Rabu, 18 Maret 2015

Ilmu Pengetahuan

BAB I
PENDAHULUAN
  1. Latar Belakang
Kehidupan manusia tak bias terlepas dari sebuah teka-teki dan msiteri yang membuat pertanyaan timbul dalam benak manusia. Mereka pun senantiasa mencoba untuk menemukan jawaban atas apa yang menjadi misteri dalam benak mereka. Setiap kegiatan yang dilakukan oleh manusia untuk mencari kebenaran suatu hal yang mereka anggap terdapat keraguan adalah sebuah pembelajaran atau pengetahuan yang menjadi dasar dari sebuah ilmu.

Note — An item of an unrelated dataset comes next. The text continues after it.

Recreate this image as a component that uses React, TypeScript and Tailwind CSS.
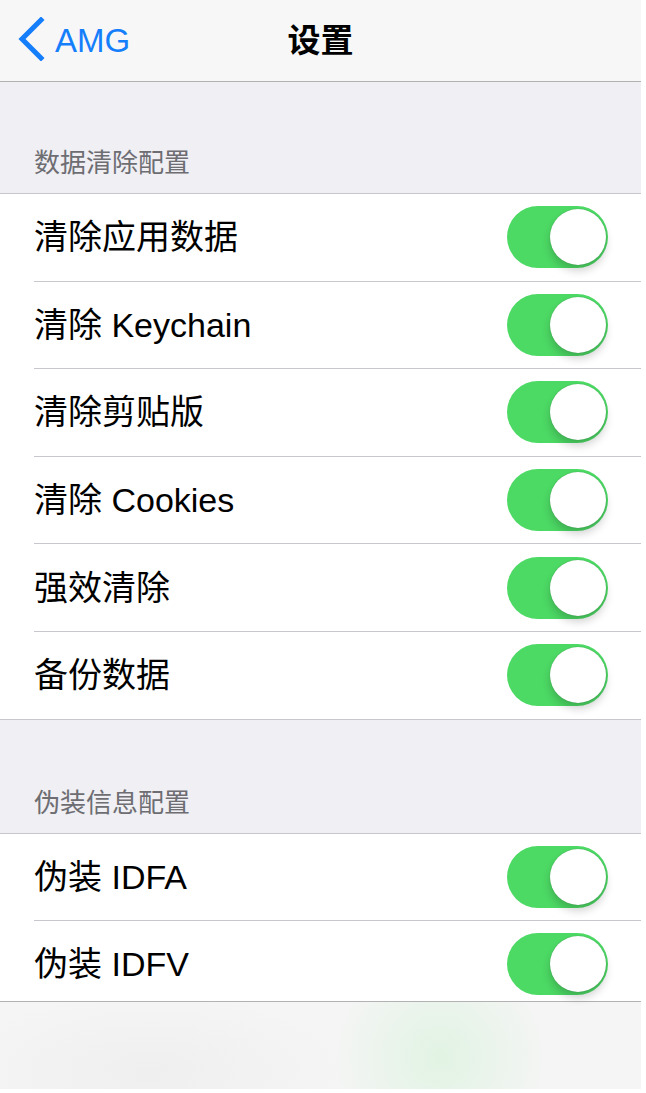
import { useState } from "react";

const font = {
  fontFamily: '"Liberation Sans", "Noto Sans CJK SC", sans-serif',
};

interface Item {
  label: string;
}

const clearItems: Item[] = [
  { label: "清除应用数据" },
  { label: "清除 Keychain" },
  { label: "清除剪贴版" },
  { label: "清除 Cookies" },
  { label: "强效清除" },
  { label: "备份数据" },
];

const fakeItems: Item[] = [{ label: "伪装 IDFA" }, { label: "伪装 IDFV" }];

function Toggle() {
  const [on, setOn] = useState(true);
  return (
    <button
      onClick={() => setOn(!on)}
      className={`relative h-[62px] w-[101px] shrink-0 rounded-full ${
        on ? "bg-[#4cd964]" : "bg-[#e5e5ea]"
      }`}
    >
      <span
        className={`absolute top-[3px] h-[56px] w-[56px] rounded-full bg-white shadow-[0_6px_8px_rgba(0,0,0,0.18),0_0_1px_rgba(0,0,0,0.3)] ${
          on ? "right-[2px]" : "left-[2px]"
        }`}
      />
    </button>
  );
}

function Section({
  title,
  items,
  cut,
}: {
  title: string;
  items: Item[];
  cut?: boolean;
}) {
  return (
    <div>
      <div
        className={`flex items-end px-[34px] pb-[14px] ${cut ? "h-[113px]" : "h-[111px]"}`}
      >
        <span className="text-[26px] leading-[32px] text-[#6d6d72]">{title}</span>
      </div>
      <div className={`border-t border-[#c8c7cc] bg-white ${cut ? "" : "border-b"}`}>
        {items.map((item, i) => {
          const last = i === items.length - 1;
          return (
            <div key={item.label} className="pl-[34px]">
              {last && cut ? (
                <div className="flex h-[80px] items-start pt-[12px] pr-[33px]">
                  <span className="flex-1 text-[34px] leading-[62px] text-black">
                    {item.label}
                  </span>
                  <Toggle />
                </div>
              ) : (
                <div
                  className={`flex items-center pr-[33px] ${
                    last ? "h-[86.6px]" : "h-[87.6px] border-b border-[#c8c7cc]"
                  }`}
                >
                  <span className="flex-1 text-[34px] leading-none text-black">
                    {item.label}
                  </span>
                  <Toggle />
                </div>
              )}
            </div>
          );
        })}
      </div>
    </div>
  );
}

export default function App() {
  return (
    <div className="min-h-[1093px] w-[646px] bg-white" style={font}>
      <div className="w-[641px] bg-[#efeff4]">
        <div className="flex h-[82px] items-center border-b border-[#b2b2b2] bg-[#f7f7f8]">
          <div className="flex w-[200px] items-center pl-[17px]">
            <svg width="28" height="44" viewBox="0 0 28 44" className="mt-[-3px]">
              <path
                d="M24 3 L5 22 L24 41"
                fill="none"
                stroke="#157efb"
                strokeWidth="5"
                strokeLinecap="square"
              />
            </svg>
            <span className="ml-[10px] text-[33px] leading-none text-[#157efb]">AMG</span>
          </div>
          <div className="flex-1 text-center text-[33px] font-bold leading-none text-black">
            设置
          </div>
          <div className="w-[200px]" />
        </div>
        <Section title="数据清除配置" items={clearItems} />
        <Section title="伪装信息配置" items={fakeItems} cut />
        <div className="h-[88px] border-t border-[#b2b2b2] bg-[#f5f5f5] bg-[radial-gradient(ellipse_110px_110px_at_440px_55px,#e1f3e3_0%,rgba(245,245,245,0)_100%),radial-gradient(ellipse_200px_80px_at_150px_70px,#efefef_0%,rgba(245,245,245,0)_100%)]" />
      </div>
    </div>
  );
}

Ilmu dan pengetahuan adalah dua hal yang berbeda. Ilmu merupakan kumpulan proses kegiatan terhadap suatu kondisi dengan menggunakan berbagai cara, alat, prosedur dan metode ilmiah lainnya guna menghasilkan pengetahuan ilmiah yang analisis, objektif, empiris, sistematis dan verifikatif. Sedangkan pengetahuan (knowledge ) merupakan kumpulan fakta yang meliputi bahan dasar dari suatu ilmu, sehingga pengetahuan belum bisa disebut sebagai ilmu, tetapi ilmu pasti merupakan pengetahuan.

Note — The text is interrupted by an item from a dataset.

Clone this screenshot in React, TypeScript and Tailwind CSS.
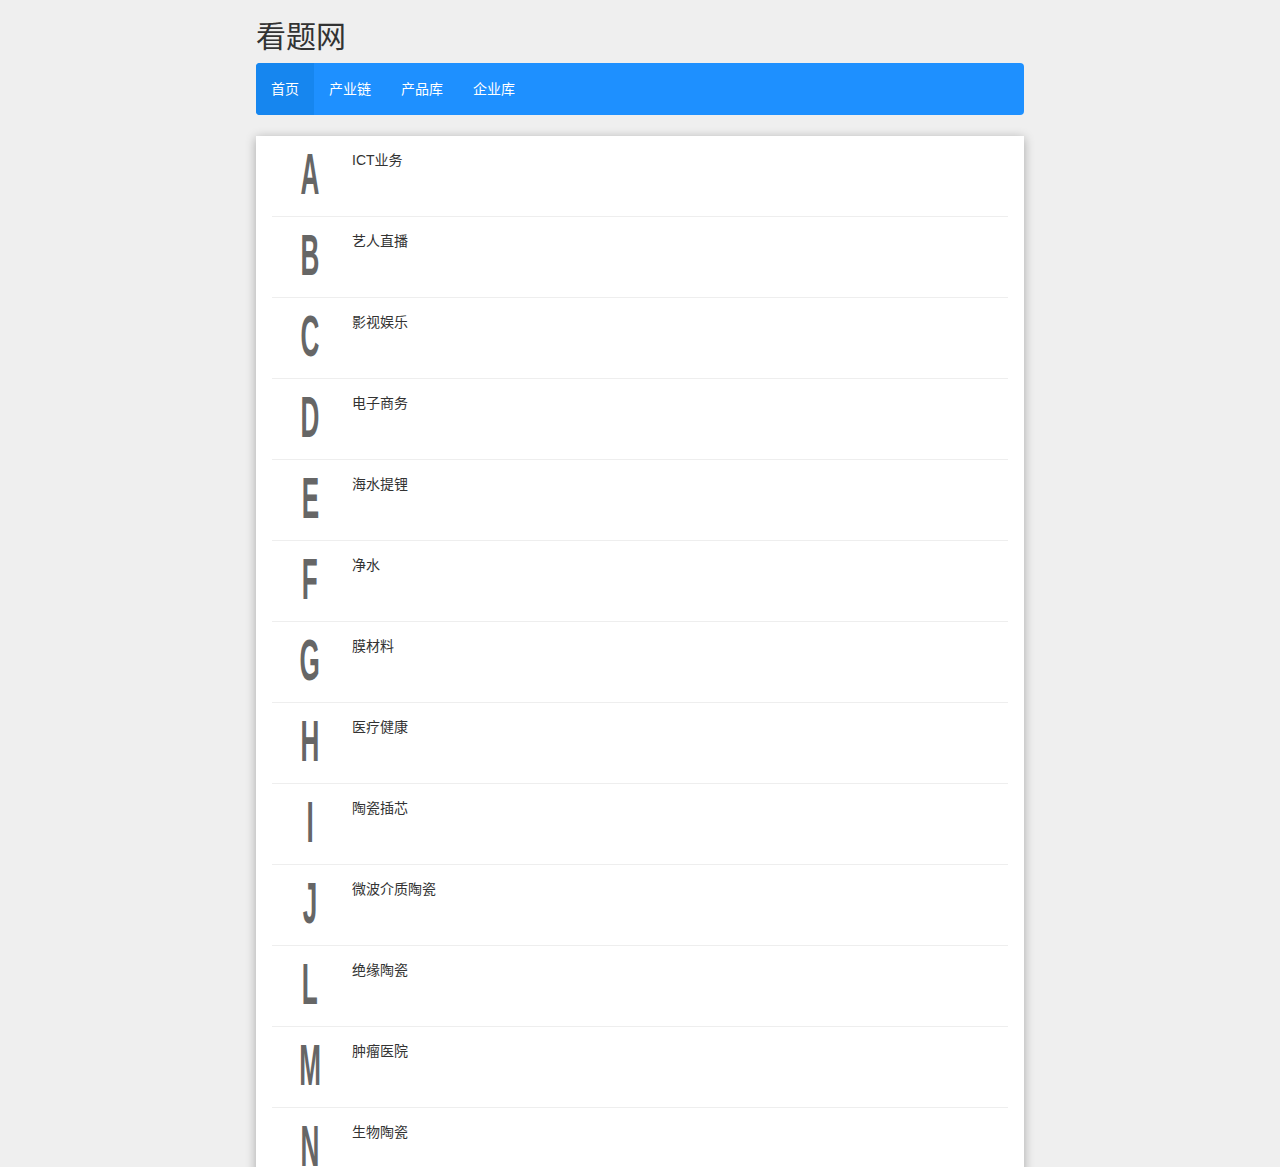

Seiring berjlannya waktu perkembangan ilmu pengetahuan semakin berkembang dari zaman ke zaman. Terlebih lagi di zaman sekarang perkembangan ilmu pengetahuan sangat cepat sekali. Berbagai jenis dan bidang lmu bermunculan yang menambah bukti bahwa perkembangan ilmu pengetahuaan semakin pesat. Teknologi-teknologi canggih hadir menghiasi kehidupan manusia yang merupakan aplikasi dari perkembangan ilmu pengetahuan.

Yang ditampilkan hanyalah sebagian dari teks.